(DIRECTIONS FOR THIS TASK) Your answer is a single number: how many lines hold the word "with"?

··········

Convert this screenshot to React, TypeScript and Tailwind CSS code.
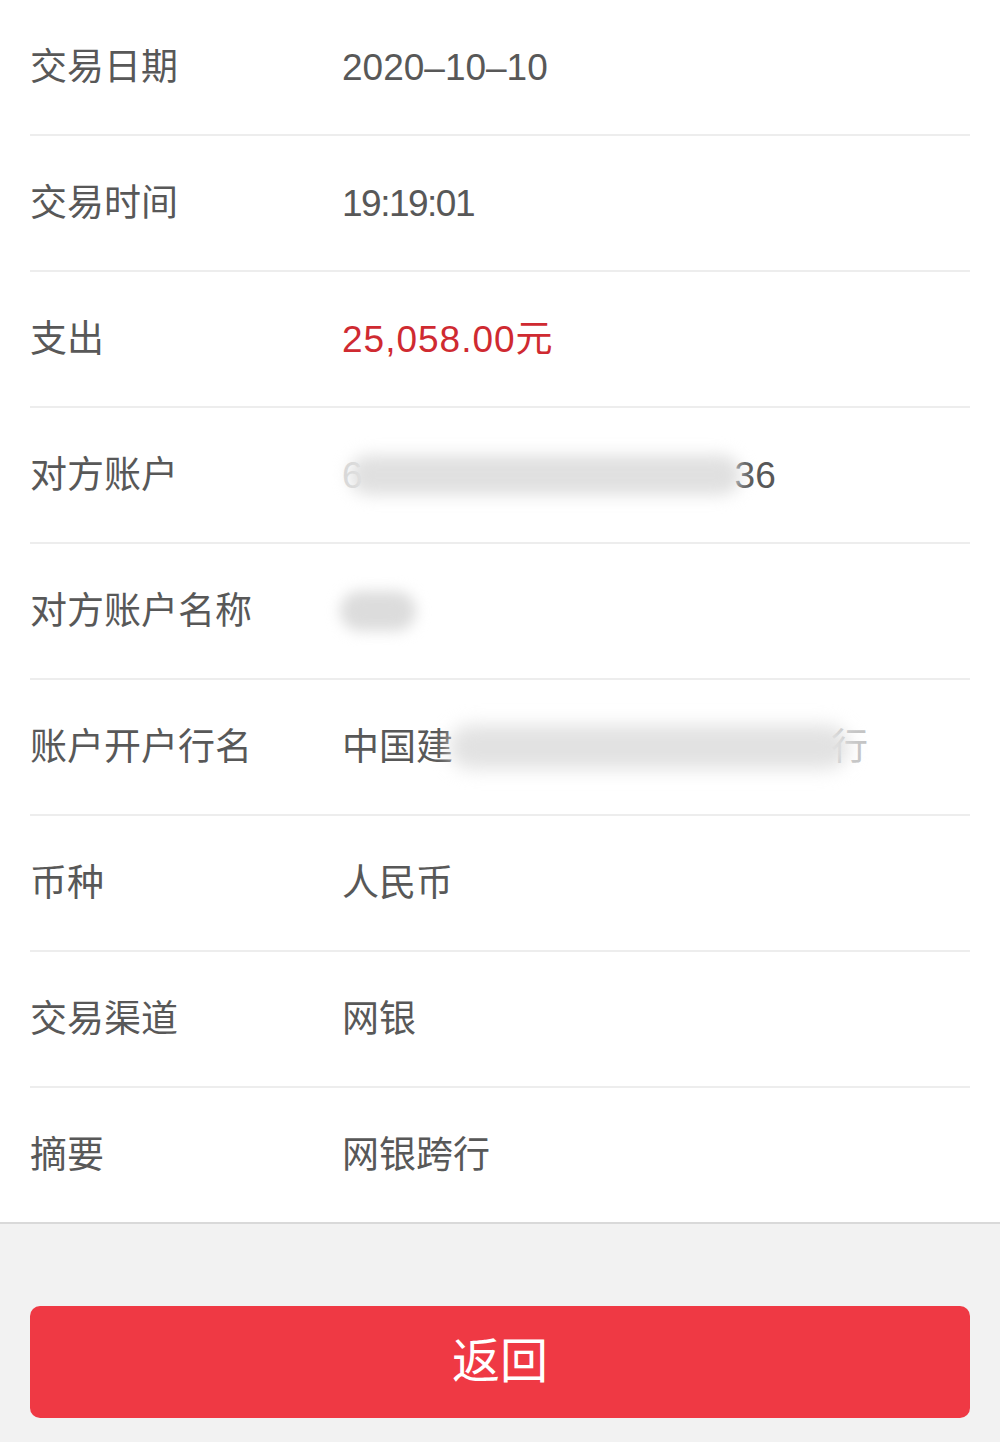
const rows: { label: string; value: React.ReactNode }[] = [
  { label: "交易日期", value: "2020–10–10" },
  { label: "交易时间", value: <span className="tracking-[-1.5px]">19:19:01</span> },
  {
    label: "支出",
    value: <span className="tracking-[1px] text-[#cf2a31]">25,058.00元</span>,
  },
  {
    label: "对方账户",
    value: (
      <span className="flex items-center">
        <span className="text-[#d6d6d6]">6</span>
        <span className="-ml-[14px] h-[40px] w-[392px] rounded-full bg-[#e0e0e0] blur-[8px]" />
        <span className="-ml-[6px]">36</span>
      </span>
    ),
  },
  {
    label: "对方账户名称",
    value: (
      <span className="flex items-center">
        <span className="-ml-[2px] h-[40px] w-[76px] rounded-full bg-[#dcdcdc] blur-[7px]" />
      </span>
    ),
  },
  {
    label: "账户开户行名",
    value: (
      <span className="flex items-center">
        <span>中国建</span>
        <span className="-ml-[4px] h-[44px] w-[400px] rounded-full bg-[#e2e2e2] blur-[9px]" />
        <span className="-ml-[18px] text-[#c4c4c4]">行</span>
      </span>
    ),
  },
  { label: "币种", value: "人民币" },
  { label: "交易渠道", value: "网银" },
  { label: "摘要", value: "网银跨行" },
];

export default function App() {
  return (
    <div
      className="min-h-[1442px] w-[1000px] bg-[#f2f2f2]"
      style={{
        fontFamily: '"Liberation Sans", "Noto Sans CJK SC", sans-serif',
      }}
    >
      <div className="bg-white">
        {rows.map((row, i) => {
          const last = i === rows.length - 1;
          return (
            <div
              key={row.label}
              className={
                last ? "border-b-2 border-[#d9d9d9] pl-[30px]" : "px-[30px]"
              }
            >
              <div className="flex h-[134px] items-center">
                <div className="w-[312px] text-[37px] leading-none text-[#585858]">
                  {row.label}
                </div>
                <div className="text-[37px] leading-none text-[#585858]">
                  {row.value}
                </div>
              </div>
              {!last && <div className="h-[2px] bg-[#ededed]" />}
            </div>
          );
        })}
      </div>

      <div className="px-[30px] pt-[82px]">
        <button className="flex h-[112px] w-full items-center justify-center rounded-[10px] bg-[#ef3944] text-[48px] text-white">
          返回
        </button>
      </div>
    </div>
  );
}
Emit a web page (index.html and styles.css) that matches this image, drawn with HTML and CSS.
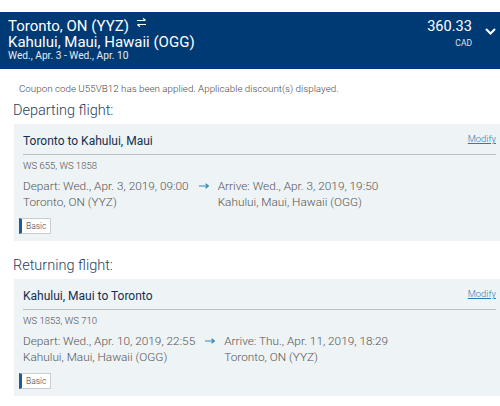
FILE: index.html
```html
<!DOCTYPE html>
<html>
<head>
<meta charset="utf-8">
<link rel="stylesheet" href="styles.css">
</head>
<body>
<header class="summary">
  <div class="route">
    <div class="city">Toronto, ON (YYZ)
      <svg class="swap" width="11" height="9" viewBox="0 0 11 9"><path d="M1 2.5H9.5M7 0.3L9.6 2.5M10 6.5H1.5M4 8.7L1.4 6.5" fill="none" stroke="#fff" stroke-width="1.2"/></svg>
    </div>
    <div class="city">Kahului, Maui, Hawaii (OGG)</div>
    <div class="dates">Wed., Apr. 3 - Wed., Apr. 10</div>
  </div>
  <div class="total">
    <div class="price">
      <div class="amount">360.33</div>
      <div class="currency">CAD</div>
    </div>
    <svg class="chev" width="11" height="7" viewBox="0 0 11 7"><path d="M1 1L5.5 5.5L10 1" fill="none" stroke="#fff" stroke-width="2"/></svg>
  </div>
</header>

<p class="coupon">Coupon code U55VB12 has been applied. Applicable discount(s) displayed.</p>

<h2 class="leg-title">Departing flight:</h2>
<section class="card">
  <div class="card-head">
    <span class="card-route">Toronto to Kahului, Maui</span>
    <a class="modify" href="#">Modify</a>
  </div>
  <div class="flights">WS 655, WS 1858</div>
  <div class="times">
    <div class="col">
      <div>Depart: Wed., Apr. 3, 2019, 09:00</div>
      <div>Toronto, ON (YYZ)</div>
    </div>
    <svg class="arrow" width="10" height="6" viewBox="0 0 10 6"><path d="M0 3H9M6.5 0.8L9.3 3L6.5 5.2" fill="none" stroke="#2f8ab5" stroke-width="1.2"/></svg>
    <div class="col">
      <div>Arrive: Wed., Apr. 3, 2019, 19:50</div>
      <div>Kahului, Maui, Hawaii (OGG)</div>
    </div>
  </div>
  <span class="badge">Basic</span>
</section>

<h2 class="leg-title second">Returning flight:</h2>
<section class="card">
  <div class="card-head">
    <span class="card-route">Kahului, Maui to Toronto</span>
    <a class="modify" href="#">Modify</a>
  </div>
  <div class="flights">WS 1853, WS 710</div>
  <div class="times">
    <div class="col">
      <div>Depart: Wed., Apr. 10, 2019, 22:55</div>
      <div>Kahului, Maui, Hawaii (OGG)</div>
    </div>
    <svg class="arrow" width="10" height="6" viewBox="0 0 10 6"><path d="M0 3H9M6.5 0.8L9.3 3L6.5 5.2" fill="none" stroke="#2f8ab5" stroke-width="1.2"/></svg>
    <div class="col">
      <div>Arrive: Thu., Apr. 11, 2019, 18:29</div>
      <div>Toronto, ON (YYZ)</div>
    </div>
  </div>
  <span class="badge">Basic</span>
</section>
</body>
</html>
```

FILE: styles.css
```css
* { box-sizing: border-box; }
body {
  margin: 0;
  background: #fff;
  font-family: Roboto, "Liberation Sans", sans-serif;
  color: #5e5e5e;
}
.summary {
  margin-top: 12px;
  height: 57px;
  background: #003a74;
  color: #fff;
  display: flex;
  justify-content: space-between;
  padding: 6px 4px 0 8px;
}
.city {
  font-size: 15px;
  line-height: 16px;
}
.swap { margin-left: 3px; vertical-align: 4px; }
.dates {
  font-size: 10.2px;
  line-height: 12px;
  color: #e6ecf3;
}
.total {
  display: flex;
  align-items: flex-start;
}
.price { text-align: right; }
.amount {
  font-size: 14.6px;
  line-height: 16px;
}
.currency {
  font-size: 8.5px;
  line-height: 10px;
  margin-top: 4px;
  color: #dde5ee;
}
.chev { margin: 10px 0 0 13px; }
.coupon {
  margin: 14px 0 0 19px;
  font-size: 9.8px;
  line-height: 12px;
  font-weight: 300;
  color: #4a4a4a;
}
.leg-title {
  margin: 6px 0 3px 13px;
  font-size: 14.5px;
  line-height: 20px;
  font-weight: 300;
  color: #1f3f60;
}
.leg-title.second { margin-top: 15px; }
.card {
  margin-left: 14px;
  background: #eef3f5;
  padding: 9px 4px 7px 9px;
}
.card-head {
  display: flex;
  justify-content: space-between;
  align-items: flex-start;
  padding-bottom: 5px;
  border-bottom: 1px solid #b9c0c3;
}
.card-route {
  font-size: 12px;
  line-height: 16px;
  font-weight: 400;
  color: #142f4f;
}
.modify {
  font-size: 9.4px;
  line-height: 12px;
  font-weight: 300;
  color: #2a7cb8;
  text-decoration: underline;
}
.flights {
  margin-top: 5px;
  font-size: 9.5px;
  line-height: 12px;
  font-weight: 300;
  color: #4a4a4a;
}
.times {
  display: flex;
  align-items: flex-start;
  margin-top: 6px;
  font-size: 11.8px;
  line-height: 16px;
  font-weight: 300;
  color: #555;
}
.arrow { margin: 5px 9px 0 10px; flex: none; }
.badge {
  display: inline-block;
  margin: 8px 0 0 -4px;
  height: 16px;
  padding: 0 4px;
  font-size: 8.5px;
  line-height: 14px;
  font-weight: 300;
  color: #444;
  background: #fff;
  border: 1px solid #c9cdcf;
  border-left: 3px solid #1b5c9c;
}
```
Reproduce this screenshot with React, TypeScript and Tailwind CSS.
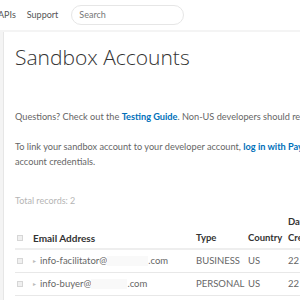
const rows = [
  { user: 'info-facilitator@', gap: 'w-[41px]', type: 'BUSINESS', country: 'US', date: '22' },
  { user: 'info-buyer@', gap: 'w-[36px]', type: 'PERSONAL', country: 'US', date: '22' },
]

function Box() {
  return <div className="w-[6px] h-[6px] border border-[#d6d6d6] bg-[#f0f0f0]" />
}

export default function App() {
  return (
    <div className="w-[300px] h-[300px] overflow-hidden bg-[#f4f4f4] font-['Lato',sans-serif] text-[#666]">
      {/* top nav */}
      <nav className="h-[30px] bg-white flex items-center text-[9px] text-[#555] whitespace-nowrap">
        <span className="ml-[-2px]">APIs</span>
        <span className="ml-[11px]">Support</span>
        <div className="ml-[13px] w-[113px] h-[20px] rounded-full border border-[#e6e6e6] flex items-center pl-[7px] text-[#777]">
          Search
        </div>
      </nav>

      {/* card */}
      <main className="mt-[2px] ml-[3px] w-[400px] h-[300px] bg-white border-l border-[#e6e6e6] pl-[11px] pt-[10px]">
        <h1 className="font-['Open_Sans',sans-serif] text-[21px] leading-[30px] font-light text-[#333] whitespace-nowrap">Sandbox Accounts</h1>

        <p className="mt-[37px] text-[9.2px] leading-[15px] whitespace-nowrap">
          Questions? Check out the <a className="text-[#0070ba] font-bold">Testing Guide</a>. Non-US developers should read about country-specific testing.
        </p>
        <p className="mt-[15px] text-[9.2px] leading-[15px] w-[290px]">
          <span className="whitespace-nowrap">To link your sandbox account to your developer account, <a className="text-[#0070ba] font-bold">log in with PayPal</a> using your</span>
          <br />
          account credentials.
        </p>

        <div className="mt-[24px] text-[9px] leading-[15px] text-[#b5b5b5]">Total records: 2</div>

        {/* table */}
        <div className="mt-[6px] text-[9.5px]">
          <div className="flex items-end border-b-2 border-[#eeeeee] pb-[2px] font-bold text-[#333] leading-[16px] whitespace-nowrap">
            <div className="w-[18px] pl-[2px] flex items-center h-[16px]"><Box /></div>
            <div className="w-[163px] text-[10px]">Email Address</div>
            <div className="w-[52px]">Type</div>
            <div className="w-[40px]">Country</div>
            <div className="w-[60px]">Date<br />Created</div>
          </div>
          {rows.map((r) => (
            <div key={r.user} className="flex items-center h-[23px] border-b border-[#e8e8e8] leading-[16px] whitespace-nowrap">
              <div className="w-[18px] pl-[2px] flex items-center"><Box /></div>
              <div className="w-[163px] flex items-center">
                <span className="text-[6px] text-[#bbb] w-[7px]">▸</span>
                <span>{r.user}</span>
                <span className={`${r.gap} h-[10px] bg-[#f9f9f9]`} />
                <span>.com</span>
              </div>
              <div className="w-[52px]">{r.type}</div>
              <div className="w-[40px]">{r.country}</div>
              <div className="w-[60px]">{r.date}</div>
            </div>
          ))}
        </div>
      </main>
    </div>
  )
}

··········

(RESULT FOR THIS EXERCISE) 3